Let business leaders drive us out of the productivity slump
The recent controversies concerning working from home, the right to disconnect and the planned new industrial laws could not have come at a worse and less deserving time in our history.
Australia is heavily reliant on our resources sector and its exports. We depend for much of our prosperity on resources production and the related exports, taxes and royalties. Unfortunately our two largest export customers, China and Japan, have economic problems. China is growing but more slowly by its own standards. Japan is already in recession.
We are also responding to wider international developments, in the Middle East and Ukraine. There is a real threat to world trade if either of these spills over. If the recent DP World strike in Australia is extended, it will become another threat to trade.
Our domestic economy – excluding resources – is surviving but flat. We are losing confidence and momentum as we adjust to world events and the sensible return of interest rates to normal levels by the Reserve Bank. In this regard, it is hard to believe anybody thought interest rates based on a zero cash rate in November 2020 would continue indefinitely.

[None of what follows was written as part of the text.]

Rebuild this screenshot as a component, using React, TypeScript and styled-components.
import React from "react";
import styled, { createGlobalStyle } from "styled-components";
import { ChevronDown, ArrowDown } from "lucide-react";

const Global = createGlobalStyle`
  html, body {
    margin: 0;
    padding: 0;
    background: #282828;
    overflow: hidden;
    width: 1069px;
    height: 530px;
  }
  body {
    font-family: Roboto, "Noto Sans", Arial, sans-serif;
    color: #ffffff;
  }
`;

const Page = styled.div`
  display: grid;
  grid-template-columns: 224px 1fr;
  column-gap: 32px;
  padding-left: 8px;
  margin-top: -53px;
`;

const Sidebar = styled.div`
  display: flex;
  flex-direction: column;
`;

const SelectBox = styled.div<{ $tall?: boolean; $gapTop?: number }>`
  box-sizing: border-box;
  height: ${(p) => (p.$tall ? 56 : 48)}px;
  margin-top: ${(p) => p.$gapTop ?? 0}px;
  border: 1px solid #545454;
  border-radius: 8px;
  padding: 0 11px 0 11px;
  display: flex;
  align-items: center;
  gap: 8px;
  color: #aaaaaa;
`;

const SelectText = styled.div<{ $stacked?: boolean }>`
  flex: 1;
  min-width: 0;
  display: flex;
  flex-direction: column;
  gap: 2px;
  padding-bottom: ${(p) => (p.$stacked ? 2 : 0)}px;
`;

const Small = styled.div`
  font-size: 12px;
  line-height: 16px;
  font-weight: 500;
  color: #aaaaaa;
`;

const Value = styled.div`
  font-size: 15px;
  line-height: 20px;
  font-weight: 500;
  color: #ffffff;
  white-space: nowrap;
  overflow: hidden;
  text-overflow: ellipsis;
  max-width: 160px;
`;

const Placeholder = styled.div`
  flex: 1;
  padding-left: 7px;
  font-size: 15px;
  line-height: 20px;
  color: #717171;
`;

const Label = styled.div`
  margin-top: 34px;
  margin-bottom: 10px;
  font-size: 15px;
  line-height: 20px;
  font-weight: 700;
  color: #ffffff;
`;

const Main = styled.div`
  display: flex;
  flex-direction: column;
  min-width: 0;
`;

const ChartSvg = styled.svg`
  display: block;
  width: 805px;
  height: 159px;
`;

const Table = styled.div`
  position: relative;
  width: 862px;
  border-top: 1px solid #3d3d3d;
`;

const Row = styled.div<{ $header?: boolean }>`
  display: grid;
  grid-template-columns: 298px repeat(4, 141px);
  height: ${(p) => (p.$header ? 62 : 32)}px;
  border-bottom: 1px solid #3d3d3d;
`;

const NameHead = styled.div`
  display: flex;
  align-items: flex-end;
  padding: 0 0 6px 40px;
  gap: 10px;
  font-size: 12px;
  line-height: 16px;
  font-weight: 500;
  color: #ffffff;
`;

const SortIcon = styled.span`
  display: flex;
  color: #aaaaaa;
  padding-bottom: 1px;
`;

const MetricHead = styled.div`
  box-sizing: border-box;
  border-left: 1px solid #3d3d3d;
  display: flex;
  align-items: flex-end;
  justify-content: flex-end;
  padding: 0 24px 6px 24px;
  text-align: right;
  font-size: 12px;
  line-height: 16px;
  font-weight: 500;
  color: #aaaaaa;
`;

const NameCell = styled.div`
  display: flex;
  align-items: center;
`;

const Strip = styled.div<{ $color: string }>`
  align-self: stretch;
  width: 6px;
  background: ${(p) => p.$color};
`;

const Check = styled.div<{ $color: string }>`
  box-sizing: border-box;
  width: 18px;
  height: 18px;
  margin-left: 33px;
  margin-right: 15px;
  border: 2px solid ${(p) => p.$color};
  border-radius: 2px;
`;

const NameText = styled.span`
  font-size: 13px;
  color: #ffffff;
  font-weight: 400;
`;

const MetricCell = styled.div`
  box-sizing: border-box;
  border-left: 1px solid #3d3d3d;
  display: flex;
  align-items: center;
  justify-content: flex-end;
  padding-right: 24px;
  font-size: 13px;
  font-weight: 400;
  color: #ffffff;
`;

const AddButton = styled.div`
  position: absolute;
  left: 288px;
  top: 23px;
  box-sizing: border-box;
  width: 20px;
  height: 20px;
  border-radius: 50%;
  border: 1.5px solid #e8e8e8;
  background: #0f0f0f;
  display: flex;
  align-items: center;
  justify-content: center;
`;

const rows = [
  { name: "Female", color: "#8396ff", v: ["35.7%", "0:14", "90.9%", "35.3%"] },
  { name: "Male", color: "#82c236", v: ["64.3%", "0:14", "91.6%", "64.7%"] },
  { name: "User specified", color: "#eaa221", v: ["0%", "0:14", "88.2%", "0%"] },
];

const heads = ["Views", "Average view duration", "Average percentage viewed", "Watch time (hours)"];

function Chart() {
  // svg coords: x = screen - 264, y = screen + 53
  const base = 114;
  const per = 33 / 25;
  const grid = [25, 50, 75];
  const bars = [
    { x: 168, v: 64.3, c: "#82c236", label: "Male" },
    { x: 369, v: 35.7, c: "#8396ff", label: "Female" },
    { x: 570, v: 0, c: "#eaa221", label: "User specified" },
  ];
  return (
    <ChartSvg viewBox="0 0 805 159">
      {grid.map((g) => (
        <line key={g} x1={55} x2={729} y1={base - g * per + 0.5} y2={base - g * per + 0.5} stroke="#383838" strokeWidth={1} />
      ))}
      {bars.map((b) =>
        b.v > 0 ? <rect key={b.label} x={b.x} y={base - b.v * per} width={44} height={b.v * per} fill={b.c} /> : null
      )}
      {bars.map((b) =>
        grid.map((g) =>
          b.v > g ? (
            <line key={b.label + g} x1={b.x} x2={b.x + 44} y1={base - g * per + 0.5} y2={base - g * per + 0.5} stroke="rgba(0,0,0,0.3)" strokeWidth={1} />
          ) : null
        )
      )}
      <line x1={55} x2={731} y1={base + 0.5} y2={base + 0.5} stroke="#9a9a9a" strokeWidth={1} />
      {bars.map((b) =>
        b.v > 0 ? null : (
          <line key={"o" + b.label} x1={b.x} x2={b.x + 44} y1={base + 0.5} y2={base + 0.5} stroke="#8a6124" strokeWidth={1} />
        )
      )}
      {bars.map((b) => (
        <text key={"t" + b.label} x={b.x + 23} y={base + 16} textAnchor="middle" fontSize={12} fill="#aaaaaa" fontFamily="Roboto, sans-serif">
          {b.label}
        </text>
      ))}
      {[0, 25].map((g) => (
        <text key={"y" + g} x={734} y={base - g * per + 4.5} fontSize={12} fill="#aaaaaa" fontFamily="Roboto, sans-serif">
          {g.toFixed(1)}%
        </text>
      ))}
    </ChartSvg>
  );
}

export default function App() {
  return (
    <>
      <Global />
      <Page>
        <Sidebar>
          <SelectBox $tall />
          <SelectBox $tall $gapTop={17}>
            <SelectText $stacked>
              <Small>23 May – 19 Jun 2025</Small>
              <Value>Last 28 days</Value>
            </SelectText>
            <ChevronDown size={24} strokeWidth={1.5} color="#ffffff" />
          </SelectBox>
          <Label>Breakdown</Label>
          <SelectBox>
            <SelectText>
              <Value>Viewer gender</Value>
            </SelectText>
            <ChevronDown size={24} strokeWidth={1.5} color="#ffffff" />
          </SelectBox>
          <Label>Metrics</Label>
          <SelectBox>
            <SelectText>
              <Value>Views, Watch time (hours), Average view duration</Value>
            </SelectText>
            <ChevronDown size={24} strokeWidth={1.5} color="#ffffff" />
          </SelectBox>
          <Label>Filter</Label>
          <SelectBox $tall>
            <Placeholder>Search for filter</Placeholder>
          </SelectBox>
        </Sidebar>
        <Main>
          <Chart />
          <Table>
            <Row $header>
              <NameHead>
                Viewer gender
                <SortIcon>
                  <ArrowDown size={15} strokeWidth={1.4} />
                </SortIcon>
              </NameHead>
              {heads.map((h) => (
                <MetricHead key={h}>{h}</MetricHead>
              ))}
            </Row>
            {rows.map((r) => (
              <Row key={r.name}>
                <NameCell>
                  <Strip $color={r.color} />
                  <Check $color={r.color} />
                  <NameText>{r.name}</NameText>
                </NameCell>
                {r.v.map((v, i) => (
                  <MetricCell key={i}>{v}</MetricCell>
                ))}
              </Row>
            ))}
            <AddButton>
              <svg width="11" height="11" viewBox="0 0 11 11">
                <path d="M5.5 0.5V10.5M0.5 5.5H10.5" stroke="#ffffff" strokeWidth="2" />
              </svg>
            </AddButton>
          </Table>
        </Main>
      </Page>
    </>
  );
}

Couple this situation with our poor productivity performance and we have a recipe for disaster. Our average productivity growth rate has fallen over the past 10 years and our actual productivity has fallen in the past 18 months. Renowned economist Paul Krugman says productivity is not everything but in the long term it is almost everything. He adds that a country’s ability to improve its standard of living depends almost entirely on its ability to raise its output per worker.

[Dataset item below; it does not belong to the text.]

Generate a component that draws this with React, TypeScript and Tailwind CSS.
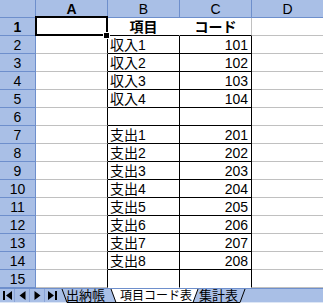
import React from "react";

type Row = { b?: string; c?: string; head?: boolean };

const rows: Row[] = [
  { b: "項目", c: "コード", head: true },
  { b: "収入1", c: "101" },
  { b: "収入2", c: "102" },
  { b: "収入3", c: "103" },
  { b: "収入4", c: "104" },
  {},
  { b: "支出1", c: "201" },
  { b: "支出2", c: "202" },
  { b: "支出3", c: "203" },
  { b: "支出4", c: "204" },
  { b: "支出5", c: "205" },
  { b: "支出6", c: "206" },
  { b: "支出7", c: "207" },
  { b: "支出8", c: "208" },
  {},
];

function NavButton({ kind, last }: { kind: "first" | "prev" | "next" | "last"; last?: boolean }) {
  return (
    <div className={`w-[15px] h-full flex items-center justify-center ${last ? "" : "border-r border-[#8aa4d8]"}`}>
      <svg width="11" height="11" viewBox="0 0 11 11">
        {kind === "first" && (
          <>
            <rect x="1" y="1" width="2" height="9" fill="#000" />
            <polygon points="10,1 4,5.5 10,10" fill="#000" />
          </>
        )}
        {kind === "prev" && <polygon points="8.5,1 2.5,5.5 8.5,10" fill="#000" />}
        {kind === "next" && <polygon points="2.5,1 8.5,5.5 2.5,10" fill="#000" />}
        {kind === "last" && (
          <>
            <polygon points="1,1 7,5.5 1,10" fill="#000" />
            <rect x="8" y="1" width="2" height="9" fill="#000" />
          </>
        )}
      </svg>
    </div>
  );
}

export default function App() {
  const font = { fontFamily: "'Liberation Sans', 'Noto Sans CJK JP', sans-serif" };
  const hdrFont = { fontFamily: "'Liberation Sans', sans-serif", fontSize: 14 };
  return (
    <div className="w-[323px] h-[303px] bg-white overflow-hidden text-[14px] leading-none text-black" style={font}>
      <div className="relative grid grid-cols-[36px_72px_72px_72px_71px] grid-rows-[18px_repeat(15,18px)]">
        {/* header row */}
        <div className="bg-[#a9bfe6] border-r border-b border-[#6e8fcc]" />
        {["A", "B", "C", "D"].map((l, i) => (
          <div
            key={l}
            className={`bg-[#a9bfe6] border-b border-[#6e8fcc] ${i < 3 ? "border-r" : ""} flex items-center justify-center pt-[1px] ${i === 0 ? "font-bold" : ""}`}
            style={hdrFont}
          >
            {l}
          </div>
        ))}
        {rows.map((r, idx) => {
          const n = idx + 1;
          const inTable = n >= 2;
          const bBottom = n <= 14 ? "border-b-black" : "border-b-transparent";
          return (
            <React.Fragment key={n}>
              <div
                className={`bg-[#a9bfe6] border-r border-b border-[#6e8fcc] flex items-center justify-center pt-[1px] ${n === 1 ? "font-bold" : ""}`}
                style={hdrFont}
              >
                {n}
              </div>
              <div className={`border-b border-b-[#c0c0c0] border-r ${inTable ? "border-r-black" : "border-r-[#c0c0c0]"}`} />
              <div
                className={`border-b ${bBottom} border-r ${inTable ? "border-r-black" : "border-r-white"} flex items-center pt-[1px] ${r.head ? "justify-center font-bold" : "pl-[2px]"}`}
              >
                {r.b}
              </div>
              <div
                className={`border-b ${bBottom} border-r ${inTable ? "border-r-black" : "border-r-[#c0c0c0]"} flex items-center pt-[1px] ${r.head ? "justify-center font-bold" : "justify-end pr-[3px]"}`}
              >
                {r.c}
              </div>
              <div className="border-b border-b-[#c0c0c0]" />
            </React.Fragment>
          );
        })}
        {/* active cell selection */}
        <div className="absolute left-[35px] top-[16px] w-[73px] h-[20px] border-2 border-black pointer-events-none" />
        <div className="absolute left-[104px] top-[33px] w-[5px] h-[5px] bg-black outline outline-1 outline-white pointer-events-none" />
      </div>
      {/* sheet tab bar */}
      <div className="h-[14px] flex bg-[#a9bfe6] border-t border-[#6e8fcc] text-[13px]">
        <div className="flex h-full w-[60px]">
          <NavButton kind="first" />
          <NavButton kind="prev" />
          <NavButton kind="next" />
          <NavButton kind="last" last />
        </div>
        <div className="relative flex h-full">
          <svg className="absolute left-0 top-0" width="190" height="14" viewBox="0 0 190 14">
            <line x1="2" y1="0" x2="7" y2="13.5" stroke="#000" strokeWidth="1" />
            <line x1="7" y1="13.5" x2="180" y2="13.5" stroke="#000" strokeWidth="1" />
            <line x1="180" y1="13.5" x2="185" y2="0" stroke="#000" strokeWidth="1" />
            <polygon points="51,0 138,0 133,13 56,13" fill="#fff" />
            <polyline points="51,0 56,13.5 133,13.5 138,0" fill="none" stroke="#000" strokeWidth="1" />
          </svg>
          <div className="relative w-[50px] pl-[6px] flex items-center">出納帳</div>
          <div className="relative w-[88px] pl-[10px] flex items-center text-[12px]">項目コード表</div>
          <div className="relative w-[50px] pl-[1px] flex items-center">集計表</div>
        </div>
      </div>
      <div className="h-[3px] bg-[#dde6f5]" />
    </div>
  );
}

If we want to lift real wages, history and economics show that lifting productivity is essential. This does not mean lower wages and increased hours. It means that every hour of work produces more through improved systems, equipment and processes. If you increase real wages with no improvement in productivity then you drive up inflation. If employers are forced to increase wages and their productivity stays the same then they have no option but to increase prices to offset their increased costs and ensure the sustainability of their business. Australians seem to have a worsening penchant for being paid to do nothing or do less.

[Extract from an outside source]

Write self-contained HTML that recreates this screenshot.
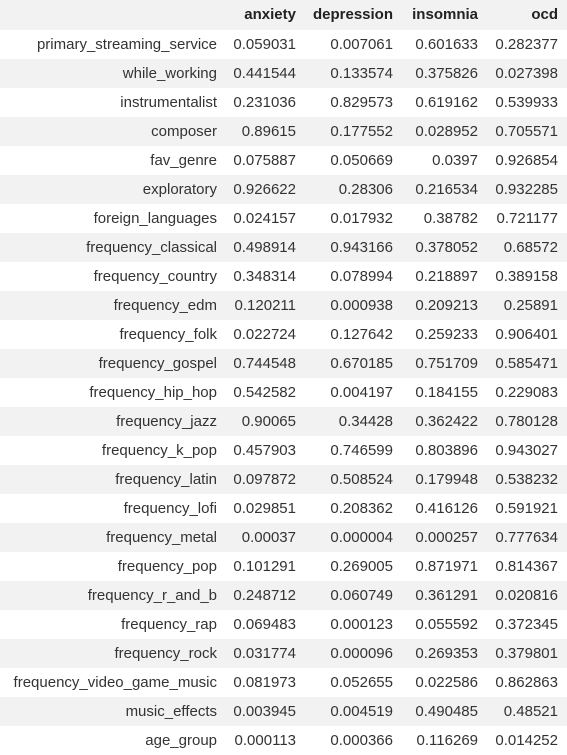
<!DOCTYPE html>
<html><head><meta charset="utf-8"><style>
body{margin:0;width:567px;height:754px;background:#fff;font-family:"Liberation Sans",sans-serif;font-size:15px;color:#333;overflow:hidden}
.r{display:flex;height:29px;line-height:29px;white-space:nowrap}
.r span{text-align:right;display:block}
.r span:nth-child(1){width:217px}
.r span:nth-child(2){width:79px}
.r span:nth-child(3){width:97px}
.r span:nth-child(4){width:85px}
.r span:nth-child(5){width:80px}
.h{height:30px;line-height:30px;background:#f2f2f2;font-weight:bold;color:#222}
.r:nth-child(odd){background:#f2f2f2}
</style></head><body>
<div class="r h"><span></span><span>anxiety</span><span>depression</span><span>insomnia</span><span>ocd</span></div>
<div class="r"><span>primary_streaming_service</span><span>0.059031</span><span>0.007061</span><span>0.601633</span><span>0.282377</span></div>
<div class="r"><span>while_working</span><span>0.441544</span><span>0.133574</span><span>0.375826</span><span>0.027398</span></div>
<div class="r"><span>instrumentalist</span><span>0.231036</span><span>0.829573</span><span>0.619162</span><span>0.539933</span></div>
<div class="r"><span>composer</span><span>0.89615</span><span>0.177552</span><span>0.028952</span><span>0.705571</span></div>
<div class="r"><span>fav_genre</span><span>0.075887</span><span>0.050669</span><span>0.0397</span><span>0.926854</span></div>
<div class="r"><span>exploratory</span><span>0.926622</span><span>0.28306</span><span>0.216534</span><span>0.932285</span></div>
<div class="r"><span>foreign_languages</span><span>0.024157</span><span>0.017932</span><span>0.38782</span><span>0.721177</span></div>
<div class="r"><span>frequency_classical</span><span>0.498914</span><span>0.943166</span><span>0.378052</span><span>0.68572</span></div>
<div class="r"><span>frequency_country</span><span>0.348314</span><span>0.078994</span><span>0.218897</span><span>0.389158</span></div>
<div class="r"><span>frequency_edm</span><span>0.120211</span><span>0.000938</span><span>0.209213</span><span>0.25891</span></div>
<div class="r"><span>frequency_folk</span><span>0.022724</span><span>0.127642</span><span>0.259233</span><span>0.906401</span></div>
<div class="r"><span>frequency_gospel</span><span>0.744548</span><span>0.670185</span><span>0.751709</span><span>0.585471</span></div>
<div class="r"><span>frequency_hip_hop</span><span>0.542582</span><span>0.004197</span><span>0.184155</span><span>0.229083</span></div>
<div class="r"><span>frequency_jazz</span><span>0.90065</span><span>0.34428</span><span>0.362422</span><span>0.780128</span></div>
<div class="r"><span>frequency_k_pop</span><span>0.457903</span><span>0.746599</span><span>0.803896</span><span>0.943027</span></div>
<div class="r"><span>frequency_latin</span><span>0.097872</span><span>0.508524</span><span>0.179948</span><span>0.538232</span></div>
<div class="r"><span>frequency_lofi</span><span>0.029851</span><span>0.208362</span><span>0.416126</span><span>0.591921</span></div>
<div class="r"><span>frequency_metal</span><span>0.00037</span><span>0.000004</span><span>0.000257</span><span>0.777634</span></div>
<div class="r"><span>frequency_pop</span><span>0.101291</span><span>0.269005</span><span>0.871971</span><span>0.814367</span></div>
<div class="r"><span>frequency_r_and_b</span><span>0.248712</span><span>0.060749</span><span>0.361291</span><span>0.020816</span></div>
<div class="r"><span>frequency_rap</span><span>0.069483</span><span>0.000123</span><span>0.055592</span><span>0.372345</span></div>
<div class="r"><span>frequency_rock</span><span>0.031774</span><span>0.000096</span><span>0.269353</span><span>0.379801</span></div>
<div class="r"><span>frequency_video_game_music</span><span>0.081973</span><span>0.052655</span><span>0.022586</span><span>0.862863</span></div>
<div class="r"><span>music_effects</span><span>0.003945</span><span>0.004519</span><span>0.490485</span><span>0.48521</span></div>
<div class="r"><span>age_group</span><span>0.000113</span><span>0.000366</span><span>0.116269</span><span>0.014252</span></div>
</body></html>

Unsurprisingly, working from home has contributed to the reduction in productivity. There are some jobs that can be undertaken efficiently at home, where the employer can monitor performance, and output, and the employee needs to work in a calm and quiet environment. However, most jobs are carried out as part of a team effort and interaction with colleagues and supervisors is essential.
The legislation of no phone calls after hours is another case of modern nonsense. Of course any employer or colleague who unnecessarily calls a colleague after 5pm on business should be stopped. But in most cases such calls are necessary and can include a request for advice in an emergency. If the phone call nonsense is coupled with working from home, we will end up with a tribe of ghost workers who have very limited contact with their supervisors or fellow team members. These workers could be a casualty as AI is rolled out. With AI why would you pay somebody for doing little when a machine can do it 24/7, never complains and never takes leave?
The business associations in Australia representing large, medium and small business are hardworking and have been united and outspoken in their opposition to the new industrial laws. As an ex-president of the Business Council of Australia, my suggestion is they work even more closely together.
The associations should use all forms of traditional and social media to publicise their concerns and goals. Social media is important to capture the new generation, some of whom rely on TikTok for their news. The Minerals Council of Australia very effectively killed the 2012 Mineral Resources Rent Tax by funding a sustained and relentless media campaign using real miners in the advertisements. I would also like to see more respected business leaders speak out publicly against unproductive legislation and its impact on the business.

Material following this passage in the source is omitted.